Monday 17 March 2008

A Summary on Sigmund Freud's essay "The Uncanny" (1919) (2)

II

In the second chapter of the essay, he moves on to the investigation of 'the uncanny' in persons, things, impressions, processes and situations. He begins with a reference to one of E.T.A. Hoffmann's story 'The Sand-Man', in which the Sand-Man tears out children's eyes, and he later relates the fear of losing eyes to that of castration. This lead him to search for the connections which the motifs that produce the 'uncanny' effect have with infantile sources.
He follows ;
"They (those motifs) involve the idea of the 'double', in all its nuances and manifestations - that is to say, the appearance of persons who have to be regarded as identical because they look alike. This relationship is intensified by the spontaneous transmission of mental processes from one of these persons to the other...a person may intensify himself with another and so become unsure of his true self ; or he may substitute the other's self for his own. The self may thus be duplicated, divided and interchanged."
(here he leaves the further exploration on the concept of 'double' to a study by O.Rank.)
Next, Freud brings up the examples, through his own or others' experiences, of the situations, in recurrences of the same thing, that evokes 'the uncanny';
  • unintended returns to same place,
  • encounters with same number over and over in a day,
  • receiving the letters from two people with same name although one had no previous dealings with anyone of that name.
He relates those to 'a compulsion to repeat' (which "proceeds from instinctual impulses and clearly is manifest in the impulses of small children and dominates part of the course taken by the psychoanalysis of victims of neurosis.") and suggest, as a fact that,
"anything that can remind us of this inner compulsion to repeat is perceived as uncanny."
He continues the collection of examples ;
  • fear of 'evil eyes', which is defined by "anyone who possesses something precious, but fragile, is afraid of the envy of others, to the extent that he projects the envy he would have felt in their place." He relates this to a term 'the omnipotence of thoughts', in which he explains in depth in the following paragraph.
  • (to many people) anything to do with death; dead bodies, revenants, spirits and ghosts.
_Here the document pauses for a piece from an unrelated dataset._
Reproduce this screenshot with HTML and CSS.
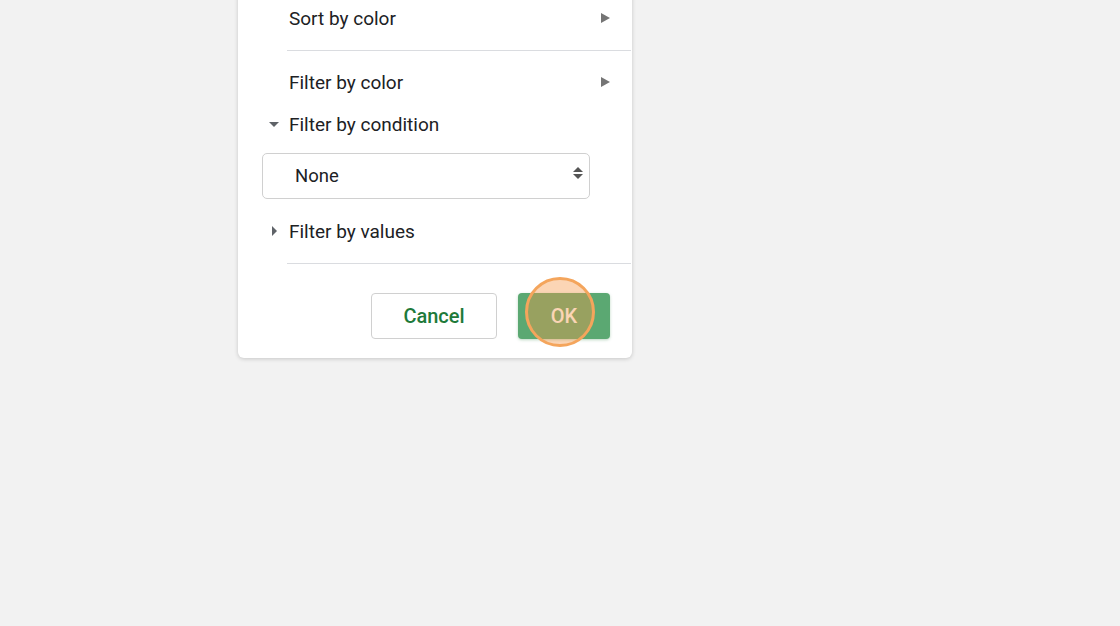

He briefly touches upon the periphrasis 'a haunted house', however, he wishes not to begin an investigation on this here.
  • a living person, the effects of madness or epilepsy, when one sees "a manifestation of forces that he did not suspect in a fellow human being, but whose stirrings he can dimly perceive in remote corners of his own personality."
He presents his two observations, in connection to 'repression', in this study of 'uncanny';
  1. "...if psychoanalytic theory is right in asserting that every affect arising from an emotional impulse -of whatever kind- is converted into fear by being repressed, it follows that among those things that are felt to be frightening there must be one group in which it can be shown that the frightening element is something that has been repressed and now returns. This species of the frightening would then constitute 'the uncanny'."
  2. "...we can understand why German usage allows the familiar 'heimliche' to switch to its opposite, the uncanny 'unheimliche', for this uncanny element is actually nothing new or strange, but something that was long familiar to the psyche and was estranged from it only thorough being repressed."